Beware Jury Instructions (or At Least, Pay Attention to Them)
Jury instructions served as the basis for appeal in Kokins v. Teleflex, Inc., 621 F.3d 1290 (10th Cir. 2010) (PDF). This suit arose out of an accident involving a city park ranger, who was thrown from a boat after the boat’s steering cable snapped and sustained a permanent injury to her ankle. She sued the manufacturer of the steering cable, alleging that it was defectively designed and unreasonably dangerous. During discovery, the parties determined and agreed that the reason the cable snapped was because water had somehow entered the core of the cable and caused it to rust. The parties could not agree on how the water got there. The plaintiff alleged that the cable was defectively designed and that a simple fix to the design could have prevented the water from entering into the cable’s core.

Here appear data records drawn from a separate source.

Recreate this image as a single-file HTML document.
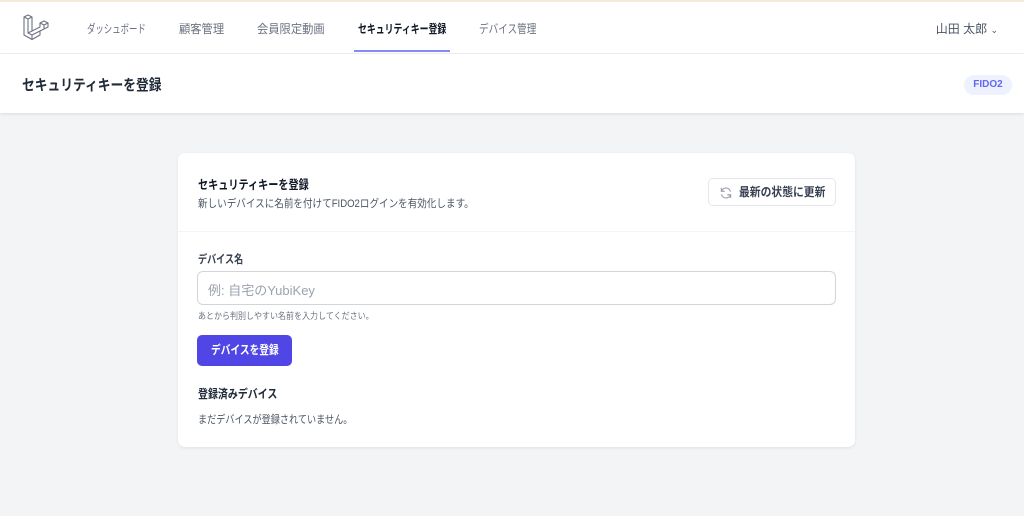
<!DOCTYPE html>
<html><head><meta charset="utf-8"><style>
*{box-sizing:border-box;margin:0;padding:0}
body{width:1024px;height:516px;background:#f3f4f6;font-family:"Liberation Sans","Noto Sans CJK JP",sans-serif;color:#111827;position:relative;overflow:hidden}
.x{display:inline-block;transform-origin:left center;white-space:nowrap}
.top{position:absolute;left:0;top:0;width:1024px;height:2px;background:#f3ecdc}
nav{position:absolute;top:2px;left:0;width:1024px;height:52px;background:#fff;border-bottom:1px solid #f0f0f2}
.logo{position:absolute;left:23px;top:12px}
.nl{position:absolute;top:18px;font-size:12px;color:#6b7280}
.nl.a{color:#111827;font-weight:bold}
.ul{position:absolute;left:354px;top:50px;width:96px;height:2px;background:#818cf8}
.user{position:absolute;right:26px;top:18px;font-size:12px;color:#4b5563}
header{position:absolute;top:54px;left:0;width:1024px;height:59px;background:#fff;box-shadow:0 1px 3px rgba(0,0,0,.1)}
header h1{position:absolute;left:22px;top:20px;font-size:15px;font-weight:bold;color:#1f2937}
.badge{position:absolute;left:964px;top:75px;width:48px;height:20px;border-radius:10px;background:#eef2ff;color:#6366f1;font-size:10px;font-weight:bold;text-align:center;line-height:20px}
.card{position:absolute;left:178px;top:153px;width:677px;height:294px;background:#fff;border-radius:7px;box-shadow:0 1px 3px rgba(0,0,0,.08)}
.hd{height:79px;border-bottom:1px solid #f3f4f6;position:relative}
.t{position:absolute;left:20px;top:21px;font-size:12.5px;font-weight:bold}
.s{position:absolute;left:20px;top:42px;font-size:11px;color:#4b5563}
.rb{position:absolute;left:530px;top:25px;width:128px;height:28px;border:1px solid #e5e7eb;border-radius:5px;font-size:12px;font-weight:bold;color:#374151;line-height:26px;padding-left:30px}
.rb svg{position:absolute;left:10px;top:7px}
.lbl{position:absolute;left:20px;top:98px;font-size:11.5px;font-weight:bold;color:#374151}
.in{position:absolute;left:19px;top:118px;width:639px;height:34px;border:1px solid #d1d5db;border-radius:6px;font-size:13px;color:#9ca3af;padding:8px 10px}
.hint{position:absolute;left:20px;top:156px;font-size:9px;color:#6b7280}
.btn{position:absolute;left:19px;top:182px;width:95px;height:31px;background:#4f46e5;border-radius:5px;color:#fff;font-size:12px;font-weight:bold;line-height:31px;padding-left:14px}
.h2{position:absolute;left:20px;top:232px;font-size:12px;font-weight:bold;color:#1f2937}
.em{position:absolute;left:20px;top:258px;font-size:11px;color:#4b5563}
</style></head><body>
<div class="top"></div>
<nav>
<svg class="logo" width="26" height="28" viewBox="0 0 26 28" fill="none" stroke="#6b7280" stroke-width="1.1" stroke-linejoin="round"><path d="M1 3 L5 1 L9 3 L9 17 L17 13 L17 9 L21 7 L25 9 L25 13 L17 17 L17 21 L9 25.5 L1 21 Z M1 3 L5 5 L9 3 M5 5 L5 19 L9 21 L17 17 M9 21 L9 25.5 M17 9 L21 11 L25 9 M21 11 L21 15 M5 19 L13 15 L17 13"/></svg>
<span class="nl x" style="left:87px;transform:scaleX(.7)">ダッシュボード</span>
<span class="nl x" style="left:179px;transform:scaleX(.94)">顧客管理</span>
<span class="nl x" style="left:257px;transform:scaleX(.94)">会員限定動画</span>
<span class="nl a x" style="left:358px;transform:scaleX(.74)">セキュリティキー登録</span>
<span class="nl x" style="left:479px;transform:scaleX(.8)">デバイス管理</span>
<span class="user">山田 太郎 <span style="font-size:9px">⌄</span></span>
</nav>
<div class="ul"></div>
<header><h1 class="x" style="transform:scaleX(.85)">セキュリティキーを登録</h1></header>
<div class="badge">FIDO2</div>
<div class="card">
<div class="hd"><div class="t x" style="transform:scaleX(.81)">セキュリティキーを登録</div><div class="s x" style="transform:scaleX(.87)">新しいデバイスに名前を付けてFIDO2ログインを有効化します。</div>
<div class="rb"><svg width="14" height="14" viewBox="0 0 24 24" fill="none" stroke="#9ca3af" stroke-width="2" stroke-linecap="round"><path d="M4 4v5h5M20 20v-5h-5M19.5 9A8 8 0 0 0 5 7.5L4 9M4.5 15A8 8 0 0 0 19 16.5L20 15"/></svg><span class="x" style="transform:scaleX(.9)">最新の状態に更新</span></div></div>
<div class="lbl x" style="transform:scaleX(.79)">デバイス名</div>
<div class="in">例: 自宅のYubiKey</div>
<div class="hint x" style="transform:scaleX(.89)">あとから判別しやすい名前を入力してください。</div>
<div class="btn"><span class="x" style="transform:scaleX(.81)">デバイスを登録</span></div>
<div class="h2 x" style="transform:scaleX(.83)">登録済みデバイス</div>
<div class="em x" style="transform:scaleX(.83)">まだデバイスが登録されていません。</div>
</div>
</body></html>
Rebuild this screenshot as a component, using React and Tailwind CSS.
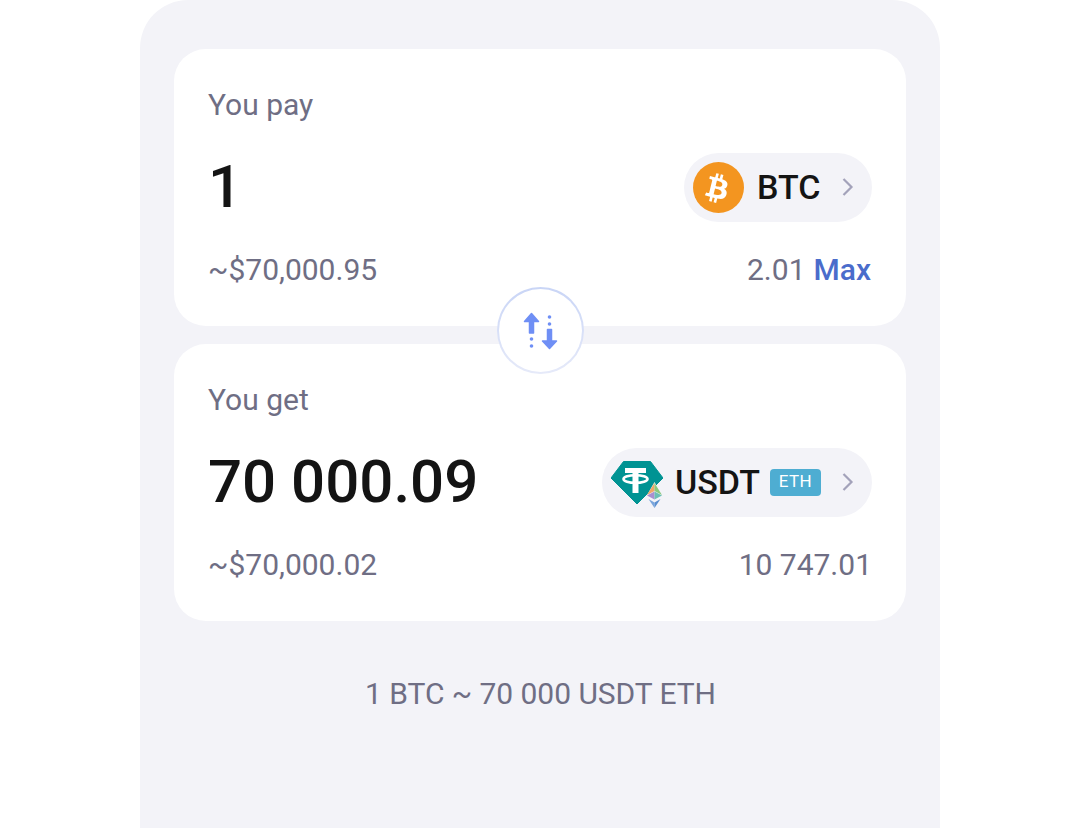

Teleflex, however, provided evidence at trial that the cable was improperly installed, and had not undergone routine maintenance.
Colorado law provides two different tests. Under the “consumer expectation” test, the jury is instructed to find defectiveness if the plaintiff proves that a product is dangerous “to an extent beyond that which would be contemplated by the ordinary consumer who purchases it.” Under the “risk-benefit” test, the jury is instructed to conclude that a product is unreasonably dangerous if the plaintiff proves that the risks of a challenged design outweigh its benefits. Appellants submitted instructions proposing that the district court instruct the jury under both tests, but the district court gave only the risk-benefit instruction.